▸ **Exercise**: Look through the data and write out every line with the word "table" in it.

▸ **Given information**:
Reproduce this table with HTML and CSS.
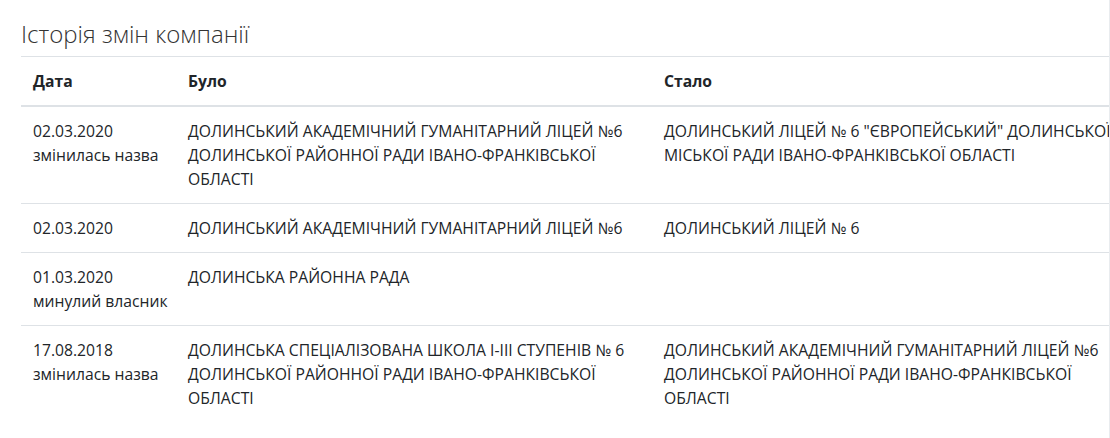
FILE: index.html
```html
<!DOCTYPE html>
<html lang="uk">
<head>
    <meta charset="UTF-8">
    <meta name="viewport" content="width=device-width, initial-scale=1.0">
    <title>Історія змін компанії</title>
    <link rel="stylesheet" href="styles.css">
</head>
<body>
    <div class="main">
        <h4 class="section-title">Історія змін компанії</h4>

        <table class="history-table">
            <colgroup>
                <col class="col-date">
                <col class="col-before">
                <col class="col-after">
            </colgroup>
            <thead>
                <tr>
                    <th>Дата</th>
                    <th>Було</th>
                    <th>Стало</th>
                </tr>
            </thead>
            <tbody>
                <tr>
                    <td class="date-cell">02.03.2020<br>змінилась назва</td>
                    <td>ДОЛИНСЬКИЙ АКАДЕМІЧНИЙ ГУМАНІТАРНИЙ ЛІЦЕЙ №6 ДОЛИНСЬКОЇ РАЙОННОЇ РАДИ ІВАНО-ФРАНКІВСЬКОЇ ОБЛАСТІ</td>
                    <td>ДОЛИНСЬКИЙ ЛІЦЕЙ № 6 "ЄВРОПЕЙСЬКИЙ" ДОЛИНСЬКОЇ МІСЬКОЇ РАДИ ІВАНО-ФРАНКІВСЬКОЇ ОБЛАСТІ</td>
                </tr>
                <tr>
                    <td class="date-cell">02.03.2020</td>
                    <td>ДОЛИНСЬКИЙ АКАДЕМІЧНИЙ ГУМАНІТАРНИЙ ЛІЦЕЙ №6</td>
                    <td>ДОЛИНСЬКИЙ ЛІЦЕЙ № 6</td>
                </tr>
                <tr>
                    <td class="date-cell">01.03.2020<br>минулий власник</td>
                    <td>ДОЛИНСЬКА РАЙОННА РАДА</td>
                    <td></td>
                </tr>
                <tr>
                    <td class="date-cell">17.08.2018<br>змінилась назва</td>
                    <td>ДОЛИНСЬКА СПЕЦІАЛІЗОВАНА ШКОЛА І-ІІІ СТУПЕНІВ № 6 ДОЛИНСЬКОЇ РАЙОННОЇ РАДИ ІВАНО-ФРАНКІВСЬКОЇ ОБЛАСТІ</td>
                    <td>ДОЛИНСЬКИЙ АКАДЕМІЧНИЙ ГУМАНІТАРНИЙ ЛІЦЕЙ №6 ДОЛИНСЬКОЇ РАЙОННОЇ РАДИ ІВАНО-ФРАНКІВСЬКОЇ ОБЛАСТІ</td>
                </tr>
            </tbody>
        </table>
    </div>
</body>
</html>
```

FILE: styles.css
```css
* {
    margin: 0;
    padding: 0;
    box-sizing: border-box;
}

body {
    font-family: 'Open Sans', 'Noto Sans', sans-serif;
    font-size: 15.7px;
    line-height: 24px;
    color: #212529;
    background-color: #ffffff;
}

.main {
    width: 1110px;
    height: 100vh;
    padding: 20px 0 0 21px;
    border-right: 1px solid #e9ecef;
    overflow: hidden;
}

.section-title {
    font-size: 24px;
    font-weight: 300;
    line-height: 28.8px;
    color: #333333;
    margin-bottom: 7px;
}

.history-table {
    width: 1112px;
    table-layout: fixed;
    border-collapse: collapse;
}

.col-date {
    width: 155px;
}

.col-before {
    width: 476px;
}

.col-after {
    width: 481px;
}

.history-table th,
.history-table td {
    padding: 12px;
    text-align: left;
    vertical-align: top;
    border-top: 1px solid #dee2e6;
}

.history-table th {
    font-weight: 700;
    border-bottom: 2px solid #dee2e6;
}

.history-table .date-cell {
    white-space: nowrap;
}
```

▸ **Expected output**:
Reproduce this table with HTML and CSS.
        <table class="history-table">
        </table>
.history-table {
    table-layout: fixed;
.history-table th,
.history-table td {
.history-table th {
.history-table .date-cell {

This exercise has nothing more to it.